Center for a Free Economy president Ryan Ellis writes in the Washington Examiner that President Trump “has caved to the socialists” by proposing to set the prices that Medicare pays for certain drugs at a percentage of the prices that foreign governments set for those drugs:

Unfortunately, rather than fighting the socialists, the president has decided to become one with them — at least when it comes to prescription drugs. After spending most of this year rightly condemning governments in Europe and elsewhere for ripping off Americans by imposing below‐​market price controls on drugs, Trump and [Secretary of Health and Human Services Alex] Azar basically surrendered to the price controls and announced we would be adopting them ourselves…


By letting the foreign price controls serve as a reference price control here, Trump has put us down the same path of scarcity and rationing all too often seen in the rest of the developed world.

The purpose of Trump’s proposal is indeed to reduce the prices Medicare pays for these drugs. Medicare currently pays much more for these drugs than government‐​run health systems in other nations.

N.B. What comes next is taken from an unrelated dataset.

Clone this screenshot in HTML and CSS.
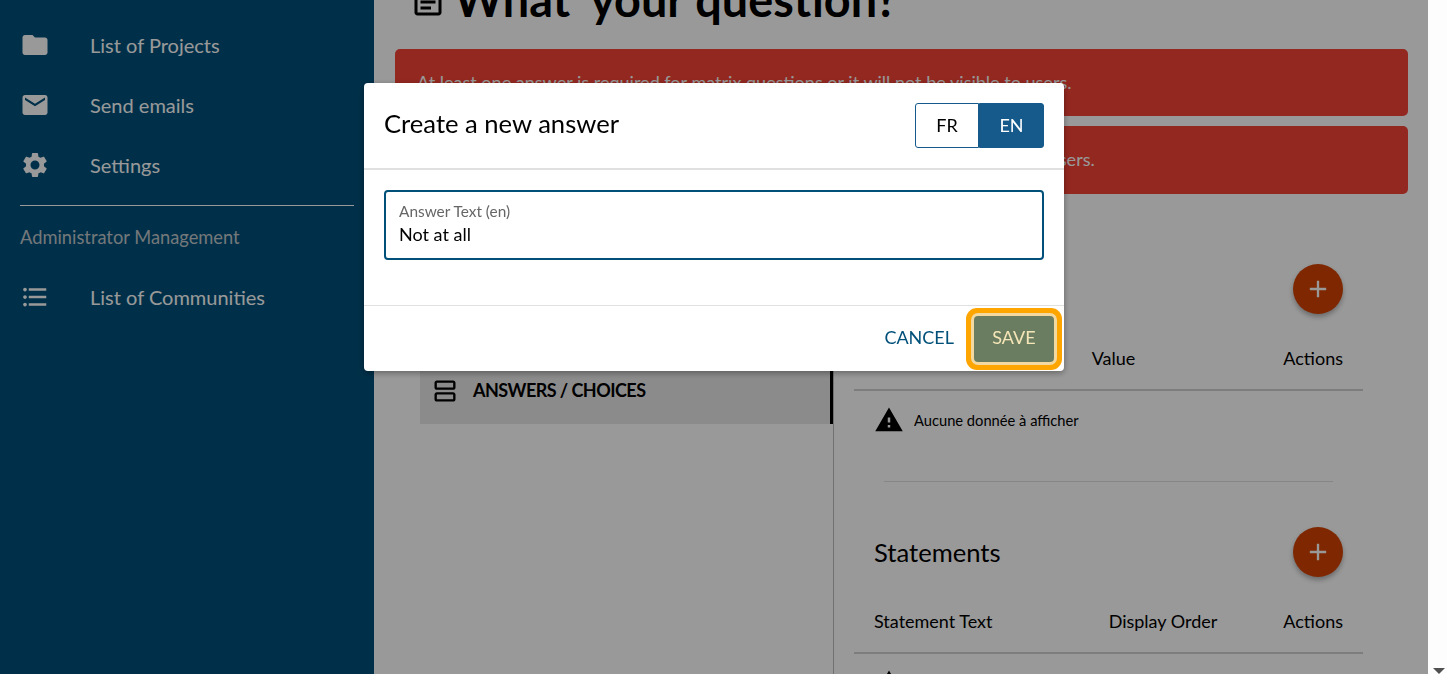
FILE: index.html
```html
<!DOCTYPE html>
<html lang="en">
<head>
<meta charset="utf-8">
<title>Create a new answer</title>
<link rel="stylesheet" href="styles.css">
</head>
<body>
<div class="page">
  <aside class="sidebar">
    <nav class="nav">
      <a class="nav-item"><svg class="nav-icon" viewBox="0 0 24 24"><path d="M10 4H4c-1.1 0-2 .9-2 2v12c0 1.1.9 2 2 2h16c1.1 0 2-.9 2-2V8c0-1.1-.9-2-2-2h-8l-2-2z"/></svg><span>List of Projects</span></a>
      <a class="nav-item"><svg class="nav-icon" viewBox="0 0 24 24"><path d="M20 4H4c-1.1 0-2 .9-2 2v12c0 1.1.9 2 2 2h16c1.1 0 2-.9 2-2V6c0-1.1-.9-2-2-2zm0 4-8 5-8-5V6l8 5 8-5v2z"/></svg><span>Send emails</span></a>
      <a class="nav-item"><svg class="nav-icon" viewBox="0 0 24 24"><path d="M19.14 12.94c.04-.3.06-.61.06-.94s-.02-.64-.07-.94l2.03-1.58a.49.49 0 0 0 .12-.61l-1.92-3.32a.49.49 0 0 0-.59-.22l-2.39.96a7 7 0 0 0-1.62-.94l-.36-2.54a.48.48 0 0 0-.48-.41h-3.84a.48.48 0 0 0-.47.41l-.36 2.54c-.59.24-1.13.57-1.62.94l-2.39-.96a.48.48 0 0 0-.59.22L2.74 8.87a.48.48 0 0 0 .12.61l2.03 1.58c-.05.3-.09.63-.09.94s.02.64.07.94l-2.03 1.58a.49.49 0 0 0-.12.61l1.92 3.32c.12.22.37.29.59.22l2.39-.96c.5.38 1.03.7 1.62.94l.36 2.54c.05.24.24.41.48.41h3.84c.24 0 .44-.17.47-.41l.36-2.54c.59-.24 1.13-.56 1.62-.94l2.39.96c.22.08.47 0 .59-.22l1.92-3.32a.48.48 0 0 0-.12-.61l-2.01-1.58zM12 15.6a3.6 3.6 0 1 1 0-7.2 3.6 3.6 0 0 1 0 7.2z"/></svg><span>Settings</span></a>
    </nav>
    <hr class="nav-rule">
    <div class="nav-heading">Administrator Management</div>
    <nav class="nav">
      <a class="nav-item"><svg class="nav-icon" viewBox="0 0 24 24"><path d="M4 10.5c-.83 0-1.5.67-1.5 1.5s.67 1.5 1.5 1.5 1.5-.67 1.5-1.5-.67-1.5-1.5-1.5zm0-6c-.83 0-1.5.67-1.5 1.5S3.17 7.5 4 7.5 5.500 6.830 5.500 6 4.830 4.500 4 4.500zm0 12c-.83 0-1.5.68-1.5 1.500s.68 1.500 1.500 1.500 1.500-.68 1.500-1.500-.67-1.500-1.500-1.500zM7 19h14v-2H7v2zm0-6h14v-2H7v2zm0-8v2h14V5H7z"/></svg><span>List of Communities</span></a>
    </nav>
  </aside>

  <main class="main">
    <h1 class="title"><svg class="title-icon" viewBox="0 0 24 24"><path d="M19 5v14H5V5h14m0-2H5c-1.100 0-2 .9-2 2v14c0 1.100.9 2 2 2h14c1.100 0 2-.9 2-2V5c0-1.100-.9-2-2-2zM7 7h10v2H7V7zm0 4h10v2H7v-2zm0 4h7v2H7v-2z"/></svg>What' your question?</h1>
    <div class="alert alert-first">At least one answer is required for matrix questions or it will not be visible to users.</div>
    <div class="alert alert-second">At least one statement is required for matrix questions or it will not be visible to users.</div>
    <div class="columns">
      <section class="tabs">
        <div class="tab-active"><svg class="tab-icon" viewBox="0 0 24 24"><path d="M19 13H5c-1.100 0-2 .9-2 2v4c0 1.100.9 2 2 2h14c1.100 0 2-.9 2-2v-4c0-1.100-.9-2-2-2zm0 6H5v-4h14v4zM19 3H5c-1.100 0-2 .9-2 2v4c0 1.100.9 2 2 2h14c1.100 0 2-.9 2-2V5c0-1.100-.9-2-2-2zm0 6H5V5h14v4z"/></svg><span>ANSWERS / CHOICES</span></div>
      </section>
      <section class="panel">
        <div class="panel-head panel-head-first">
          <h2 class="panel-title">Answers</h2>
          <button class="fab" type="button"><svg viewBox="0 0 24 24"><path d="M19 13h-6v6h-2v-6H5v-2h6V5h2v6h6v2z"/></svg></button>
        </div>
        <div class="table-head">
          <span class="col-text">Answer Text</span><span class="col-value">Value</span><span class="col-actions">Actions</span>
        </div>
        <div class="empty"><svg class="warn" viewBox="0 0 24 24"><path d="M1 21h22L12 2 1 21zm12-3h-2v-2h2v2zm0-4h-2v-4h2v4z"/></svg><span>Aucune donnée à afficher</span></div>
        <hr class="panel-rule">
        <div class="panel-head">
          <h2 class="panel-title">Statements</h2>
          <button class="fab" type="button"><svg viewBox="0 0 24 24"><path d="M19 13h-6v6h-2v-6H5v-2h6V5h2v6h6v2z"/></svg></button>
        </div>
        <div class="table-head">
          <span class="col-text">Statement Text</span><span class="col-order">Display Order</span><span class="col-actions">Actions</span>
        </div>
        <div class="empty"><svg class="warn" viewBox="0 0 24 24"><path d="M1 21h22L12 2 1 21zm12-3h-2v-2h2v2zm0-4h-2v-4h2v4z"/></svg><span>Aucune donnée à afficher</span></div>
      </section>
    </div>
  </main>
  <div class="scrollbar"><span class="scroll-arrow"></span></div>
</div>

<div class="backdrop"></div>

<div class="modal" role="dialog">
  <header class="modal-head">
    <h2 class="modal-title">Create a new answer</h2>
    <div class="lang">
      <button class="lang-btn lang-off" type="button">FR</button>
      <button class="lang-btn lang-on" type="button">EN</button>
    </div>
  </header>
  <div class="modal-body">
    <div class="field">
      <label class="field-label">Answer Text (en)</label>
      <div class="field-value">Not at all</div>
    </div>
  </div>
  <footer class="modal-foot">
    <button class="btn-cancel" type="button">CANCEL</button>
    <button class="btn-save" type="button">SAVE</button>
  </footer>
</div>
</body>
</html>
```

FILE: styles.css
```css
* { box-sizing: border-box; }
html, body { margin: 0; height: 100%; overflow: hidden; }
body { font-family: Lato, "Liberation Sans", sans-serif; color: #000; background: #fff; }

.page { display: flex; height: 674px; overflow: hidden; }

/* sidebar */
.sidebar { width: 374px; flex: none; background: #00507a; padding: 15px 20px 0; color: #fff; }
.nav { display: flex; flex-direction: column; }
.nav-item { display: flex; align-items: center; height: 60px; font-size: 20px; color: #fff; }
.nav-icon { width: 30px; height: 30px; fill: #fff; margin-right: 40px; flex: none; }
.nav-rule { border: 0; border-top: 1px solid #fff; margin: 10px 0 0; width: 334px; }
.nav-heading { font-size: 18.3px; color: #c2c8cc; margin: 21px 0 20px; line-height: 20px; white-space: nowrap; }

/* main */
.main { width: 1054px; flex: none; background: #fff; padding: 0 20px; border-left: 1px solid #fff; }
.title { display: flex; align-items: center; margin: -32px 0 0 15px; height: 63px; font-size: 46.8px; font-weight: 700; line-height: 63px; white-space: nowrap; }
.title-icon { width: 36px; height: 36px; fill: #000; margin: 5px 8px 0 0; flex: none; }
.alert { width: 1013px; background: #f44336; color: #fff; border-radius: 5px; font-size: 18.05px; padding: 0 22px 2px; display: flex; align-items: center; white-space: nowrap; }
.alert-first { height: 67px; margin-top: 18px; }
.alert-second { height: 68px; margin-top: 10px; }

.columns { display: flex; margin-left: 25px; height: 600px; }
.tabs { width: 413px; flex: none; padding-top: 166px; }
.tab-active { height: 64px; width: 413px; background: #e8e8e8; border-right: 3px solid #000; display: flex; align-items: flex-start; padding: 17px 0 0 11px; font-size: 18px; letter-spacing: -.55px; font-weight: 700; line-height: 20px; }
.tab-icon { width: 28px; height: 28px; fill: #000; margin-right: 14px; flex: none; }
.tab-active span { padding-top: 3px; }
.panel { width: 530px; flex: none; border-left: 1px solid #bdbdbd; padding: 0 0 0 20px; }
.panel-head { display: flex; align-items: center; justify-content: space-between; height: 50px; padding: 0 20px; margin-top: 45px; width: 509px; }
.panel-head-first { margin-top: 70px; }
.panel-title { margin: 0; font-size: 25.6px; font-weight: 400; }
.fab { width: 50px; height: 50px; border-radius: 50%; border: 0; background: #d34200; padding: 11px; box-shadow: 0 3px 5px rgba(0,0,0,.3); }
.fab svg { width: 28px; height: 28px; fill: #fff; display: block; }
.table-head { width: 509px; height: 57px; margin-top: 20px; padding: 0 20px 7px; border-bottom: 2px solid #d0d0d0; display: flex; align-items: center; font-size: 18px; }
.col-text { width: 218px; }
.col-value { width: 192px; }
.col-order { width: 175px; margin-left: 17px; }
.empty { display: flex; align-items: center; height: 58px; padding-left: 20px; font-size: 14.7px; }
.warn { width: 30px; height: 30px; fill: #000; margin-right: 10px; flex: none; }
.panel-rule { width: 449px; border: 0; border-top: 1px solid #e0e0e0; margin: 32px 0 0 30px; }

/* scrollbar */
.scrollbar { flex: 1; background: #fdfdfd; position: relative; }
.scroll-arrow { position: absolute; left: 5px; bottom: 0; width: 0; height: 0; border: 6px solid transparent; border-top: 6px solid #505050; border-bottom: 0; }

/* modal layer */
.backdrop { position: fixed; left: 0; top: 0; width: 1428px; height: 674px; background: rgba(0,0,0,.4); }
.modal { position: fixed; left: 364px; top: 83px; width: 700px; height: 288px; background: #fff; border-radius: 4px; box-shadow: 0 2px 6px rgba(0,0,0,.35); display: flex; flex-direction: column; }
.modal-head { height: 87px; border-bottom: 2px solid #e0e0e0; display: flex; align-items: center; justify-content: space-between; padding: 0 20px; flex: none; }
.modal-title { margin: 0 0 5px; font-size: 25.6px; font-weight: 400; }
.lang { display: flex; height: 45px; }
.lang-btn { border: 1px solid #155a8a; font: 400 18px Lato, sans-serif; padding: 0 0 2px; }
.lang-off { width: 64px; background: #fff; color: #000; border-radius: 3px 0 0 3px; }
.lang-on { width: 65px; background: #155a8a; color: #fff; border-radius: 0 3px 3px 0; }
.modal-body { flex: 1; padding: 20px 20px 0; }
.field { height: 70px; border: 2px solid #00507a; border-radius: 4px; padding: 11px 13px 0; }
.field-label { display: block; font-size: 15.4px; line-height: 17px; color: #666; }
.field-value { font-size: 18px; line-height: 24px; margin-top: 2px; }
.modal-foot { height: 66px; border-top: 1px solid #e0e0e0; display: flex; align-items: center; justify-content: flex-end; padding: 0 10px 0 0; flex: none; }
.btn-cancel { border: 0; background: none; font: 400 18px Lato, sans-serif; color: #00507a; margin-right: 20px; padding: 0 0 4px; }
.btn-save { width: 80px; height: 46px; background: #6b7d60; color: #f5e6b8; border: 0; border-radius: 4px; font: 400 18px Lato, sans-serif; box-shadow: 0 0 0 3px #f3d9a0, 0 0 0 8px #ffa500; padding: 0 0 4px; }
```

Beyond that, Ellis’s oped crystallizes everything conservatives get wrong about drug pricing and Medicare purchasing in general. A few clarifications:

  1. No one knows what the “right” price is for any drug. We need market prices because they create incentives that naturally and always push prices in the right direction.
  2. Medicare’s administered (read: ouiji‐​board) prices are indeed price controls, but not in the usual meaning of the term. They do not restrain prices anywhere but within the Medicare program.
  3. Medicare’s administered/​controlled prices are not market prices, any more than other governments’ administered/​controlled prices are market prices.
  4. The Trump proposal would merely change the way Medicare comes up with the prices it pays for drugs. Those prices would not be any more “price‐​controlled” after the Trump proposal than they were before. They would just be lower–if the proposal achieves its stated goal, that is, which may or may not happen (more below).
  5. Conservatives who argue Medicare should not pay less than it currently does for drugs need to address the paradox inherent in their argument that, in order to restrain government and have a free economy, government must spend more. In order to fight socialism, taxes must be higher.
  6. One cannot import a price control. That’s not how they work. A government can either impose price controls on its own populace, or not. It cannot import the coercion another government exerts on its own citizens.

Ellis is correct when he writes, “Markets do a much better job reducing drug prices than government price controls do, and they do it while making prescription medicines widely available to patients, as opposed to rationed due to scarcity.” But the end result of these misunderstandings and misconceptions is that conservatives end up crowding out markets and/​by opposing efforts to reduce government spending. This is why the Left believes, with justification, that when it comes to health care conservatives are just a bunch of cronyists.


Another irony: the more likely impact of Trump’s reference‐​pricing scheme is that prices in other nations would rise, which is exactly what Ellis says he wants.


Overcharged by Cato adjunct scholars Charlie Silver and David Hyman is the antidote to this strand of un‐​conservative conservative thinking.